Shopify experimentation constraints

Most CRO content assumes you control the stack. Shopify stores don’t, and the platform constraints shape what’s actually possible. Knowing the limits saves you from chasing a testing approach that won’t work, and from buying tools that don’t deliver what they promise on Shopify specifically.

The constraints break into a few categories.

Server-side testing is mostly off the table

Shopify renders most pages from its own templates. You don’t control the server, you can only run code in the browser via the theme and apps. That means feature flags are client-side by default, which has knock-on effects:

Flicker. Visitors briefly see the control before the variant loads. Hurts the experience and biases the test against slow-loading users.
No structural content variation. You can swap copy, hide elements, restyle. You can’t easily render a fundamentally different page structure from the same template.
Checkout is off-limits. Until very recently, the checkout was a black box you couldn’t modify at all. Shopify Plus now allows some checkout extensibility but it’s limited.

The exception is Shopify Plus, where checkout extensions and Shopify Functions give you server-side hooks. Plus is roughly 10x the price of standard Shopify and accessible only to bigger stores.

App-based testing has its own quirks

Most Shopify stores end up running A/B tests through apps - Convert, Intelligems, Visually, or similar. Each has tradeoffs:

They add JS to every page (or every page where they think a test might run), which affects performance.
They typically run client-side, so the flicker problem persists.
Sample ratio mismatch detection varies wildly in quality. Some apps surface SRM, most don’t.
Statistical methods vary - some are doing proper Bayesian inference, others are just plotting running results. Read the documentation before trusting the verdict.

Traffic is the binding constraint

Most Shopify stores don’t have enough traffic to support well-powered tests on realistic effect sizes. A store doing 30k monthly sessions with a 2% conversion baseline can detect a 15% relative lift in 4 weeks at α = 0.05, 80% power. It can’t detect 5% lifts at all.

This shapes what to test. Big, high-leverage changes (offer restructuring, hero re-architecture, full PDP redesign) are detectable. Subtle tweaks (button copy variations, microcopy changes) aren’t.

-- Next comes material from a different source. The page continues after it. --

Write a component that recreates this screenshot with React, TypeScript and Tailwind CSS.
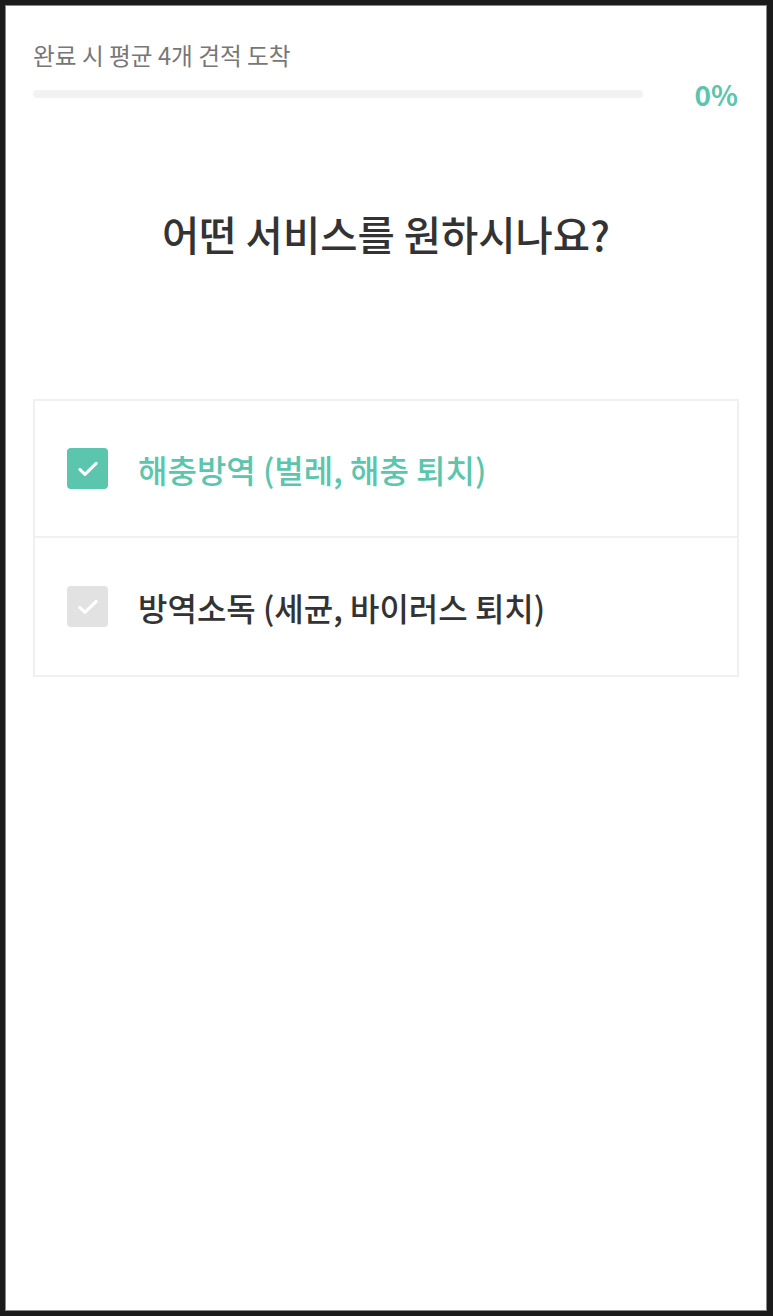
import React, { useState } from 'react';

const FONT = "font-['Noto_Sans_CJK_KR','Noto_Sans',sans-serif]";

interface Option {
  id: string;
  label: string;
}

const options: Option[] = [
  { id: 'pest', label: '해충방역 (벌레, 해충 퇴치)' },
  { id: 'disinfect', label: '방역소독 (세균, 바이러스 퇴치)' },
];

const CheckIcon = () => (
  <svg width="28" height="28" viewBox="0 0 24 24" fill="none">
    <path d="M5 12.4l4.4 4.2 9.6-9.4" stroke="#fff" strokeWidth="2.7" strokeLinecap="round" strokeLinejoin="round" />
  </svg>
);

export default function App() {
  const [selected, setSelected] = useState<string[]>(['pest']);
  const progress = 0;

  const toggle = (id: string) =>
    setSelected((s) => (s.includes(id) ? s.filter((x) => x !== id) : [...s, id]));

  return (
    <div className={`h-[1316px] w-full bg-[#1b1b1b] pt-[5px] pb-[5px] pl-[5px] pr-[6px] ${FONT}`}>
      <div className="h-full border border-[#8a8a8a] bg-white">
        <div className="px-[27px] pt-[34px]">
          {/* Progress header */}
          <p className="text-[23.7px] leading-[30px] text-[#777]">완료 시 평균 4개 견적 도착</p>
          <div className="mt-[7px] flex items-center">
            <div className="h-[8px] w-[610px] rounded-full bg-[#f2f2f2]">
              <div className="h-full rounded-full bg-[#5bc5ad]" style={{ width: `${progress}%` }} />
            </div>
            <span className="ml-auto mr-[1px] text-[28px] font-bold leading-[34px] text-[#5bc5ad]">{progress}%</span>
          </div>

          {/* Question */}
          <h1 className="mt-[95px] text-center text-[40.5px] font-medium leading-[56px] text-[#333]">
            어떤 서비스를 원하시나요?
          </h1>

          {/* Options */}
          <div className="mt-[137px] border-2 border-[#f0f0f0]">
            {options.map((o, i) => {
              const on = selected.includes(o.id);
              return (
                <button
                  key={o.id}
                  onClick={() => toggle(o.id)}
                  className={`flex w-full items-center pl-[32px] text-left ${i > 0 ? 'h-[139px] border-t-2 border-[#f0f0f0]' : 'h-[135px]'}`}
                >
                  <span
                    className={`flex h-[41px] w-[41px] items-center justify-center rounded-[4px] ${on ? 'bg-[#5bc5ad]' : 'bg-[#e2e2e2]'}`}
                  >
                    <CheckIcon />
                  </span>
                  <span className={`ml-[30px] text-[32px] font-medium ${on ? 'text-[#5bc5ad]' : 'text-[#333]'}`}>
                    {o.label}
                  </span>
                </button>
              );
            })}
          </div>
        </div>
      </div>
    </div>
  );
}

The honest framing for sub-50k-sessions stores is that A/B tests are directional, not statistical. Big winners and big losers will show through. Subtle effects will be lost in the noise no matter how long you run.

What works well on Shopify

Despite the constraints, plenty of CRO is shippable:

Theme-level changes. Most page elements can be A/B tested with reasonable instrumentation.
Klaviyo and email tests. Email lives outside Shopify’s render path, so testing is straightforward.
Landing-page tests on dedicated builders. Unbounce, Leadpages, or custom theme pages bypass most Shopify constraints because they render differently.
App-driven UI tests. Personalisation widgets, reviews displays, sticky bars - these run as overlays and can be A/B tested cleanly.

Where Shopify-specific CRO goes wrong

Trying to run platform-quality experimentation on a 10k-session store. The maths doesn’t support it. Better to make bigger swings and accept the directional nature of the data.
Buying enterprise testing tools that promise server-side on Plus when you’re not on Plus. The features won’t activate.
Ignoring the flicker problem. Visitors see control flash before variant loads. Most teams underestimate how much this contaminates results.
Trying to test checkout when you can’t. On standard Shopify, the checkout is opaque. Stop trying to test the checkout step and test the journey into checkout instead.